To strategically attain work life balance; a principled health and wellness programs has to be developed and integrated into the business operations as a key performance indicator. By so doing the programs will be aligned to the business strategies.
Results With this alignment some of the possible results that could be realised are:
A culture of safety
Reduction in on the job accidents
Increased productivity and reduced absenteeism
Reduction in sick days leading to reduction in utilisation of health insurance scheme
Improved profit margins
Improved brand image – employer of choice
A more satisfied employee
A changed worker with improved attitude and behaviour
Discussion Many blue chip companies in developed countries have established programs in place to achieve work-life balance, health and wellbeing for their staff. Some of these companies are Google, Alcoa, Fiat and Virgin Airlines, to name a few well know ones. Paul O’Neill, former CEO of Alcoa in a CNN May 2014 interview spoke about safety as a priority at Alcoa. It could be gleaned from his remarks that work life balance was achieved from the involvement of management and their commitment to a vision. Also that the desired values and attitudes for a culture of safety, work-life balance, health and wellbeing were cascaded down to the workers from the strategic level and were accepted by the employees.

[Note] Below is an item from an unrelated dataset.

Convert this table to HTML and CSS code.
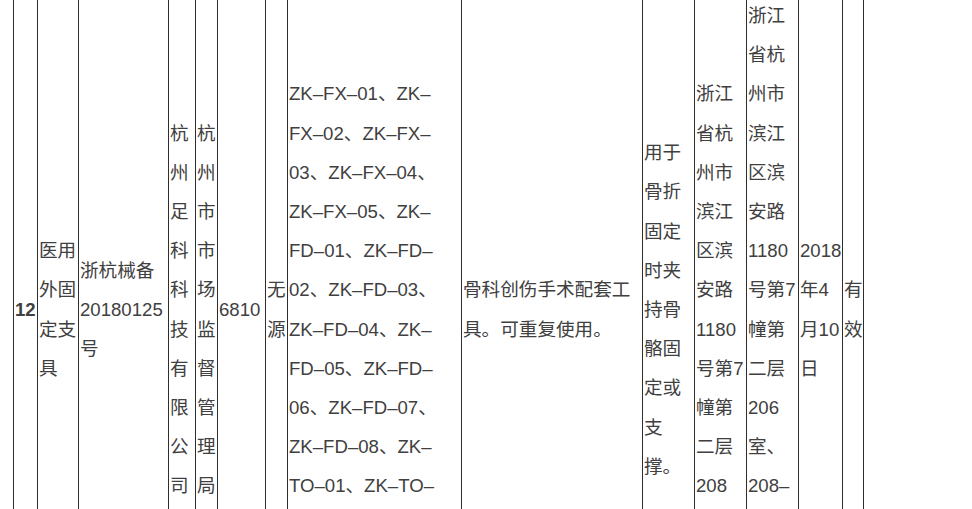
FILE: index.html
```html
<!DOCTYPE html>
<html lang="zh-CN">
<head>
<meta charset="utf-8">
<title>医疗器械备案</title>
<link rel="stylesheet" href="styles.css">
</head>
<body>
<table class="reg">
  <colgroup>
    <col class="c-no">
    <col class="c-name">
    <col class="c-code">
    <col class="c-firm">
    <col class="c-dept">
    <col class="c-cat">
    <col class="c-src">
    <col class="c-model">
    <col class="c-desc">
    <col class="c-use">
    <col class="c-addr">
    <col class="c-addr">
    <col class="c-date">
    <col class="c-state">
  </colgroup>
  <tbody>
    <tr>
      <td class="no">12</td>
      <td>医用外固定支具</td>
      <td>浙杭械备20180125号</td>
      <td>杭州足科科技有限公司</td>
      <td>杭州市市场监督管理局</td>
      <td>6810</td>
      <td>无源</td>
      <td>ZK–FX–01、ZK–FX–02、ZK–FX–03、ZK–FX–04、ZK–FX–05、ZK–FD–01、ZK–FD–02、ZK–FD–03、ZK–FD–04、ZK–FD–05、ZK–FD–06、ZK–FD–07、ZK–FD–08、ZK–TO–01、ZK–TO–02、ZK–TO–03</td>
      <td>骨科创伤手术配套工具。可重复使用。</td>
      <td>用于骨折固定时夹持骨骼固定或支撑。</td>
      <td>浙江省杭州市滨江区滨安路1180号第7幢第二层208室</td>
      <td>浙江省杭州市滨江区滨安路1180号第7幢第二层206室、208–210、212室</td>
      <td>2018年4月10日</td>
      <td>有效</td>
    </tr>
  </tbody>
</table>
</body>
</html>
```

FILE: styles.css
```css
html, body {
  margin: 0;
  padding: 0;
  background: #ffffff;
}

body {
  overflow: hidden;
  font-family: "Liberation Sans", "Noto Sans CJK SC", sans-serif;
  font-size: 18.6px;
  line-height: 39.2px;
  color: #404040;
}

.reg {
  table-layout: fixed;
  border-collapse: collapse;
  width: 851px;
  margin: -5px 0 0 13px;
}

.reg td {
  border: 1px solid #2e2e2e;
  padding: 0 1px;
  vertical-align: middle;
  text-align: left;
  word-break: normal;
}

.reg td.no {
  font-weight: bold;
}

.c-no    { width: 24px; }
.c-name  { width: 41px; }
.c-code  { width: 90px; }
.c-firm  { width: 27px; }
.c-dept  { width: 22px; }
.c-cat   { width: 48px; }
.c-src   { width: 22px; }
.c-model { width: 174px; }
.c-desc  { width: 181px; }
.c-use   { width: 52px; }
.c-addr  { width: 52px; }
.c-date  { width: 44px; }
.c-state { width: 21px; }
```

In summary, Work-Life Balance Health and Well-Being is not an insurmountable goal. To support the achievement of this balance for workers, the ILO under its pillar of Decent Work has a health and safety convention that serves as an international standard for nations to pattern in their national programs. In this respect, legislations have been passed in many countries in support of the Convention. It is of note that European countries in support of the promotion of workers health and wellbeing have passed legislations. The European Framework Agreement on work-related stress was one such legislation that was passed on 8 October 2004.
There is also the Italian Regulatory Framework for Health and Safety in the Workplace, Legislative Decree 81/08. This was bench marked form the UK Health and Safety Management Standard for Work related Stress, Belgian Screening, Observation, Analysis, Expertise (SOBANE) Strategy of Risk Management and German stress–psychology–health (start).
The principle of work of work-life balance is generally accepted globally. However there is a perception of institutional inertia in many developing countries to enact the necessary legislations to support a national policy and program framework for occupational health and safety. It is hoped that developed countries that are signatories to the ILO Occupational Health and Safety Convention as well as countries in the European Unions, will extend more significant and substantial support in the areas of human resource and capacity building, as well as financial assistance to help developing countries strike that desired balance.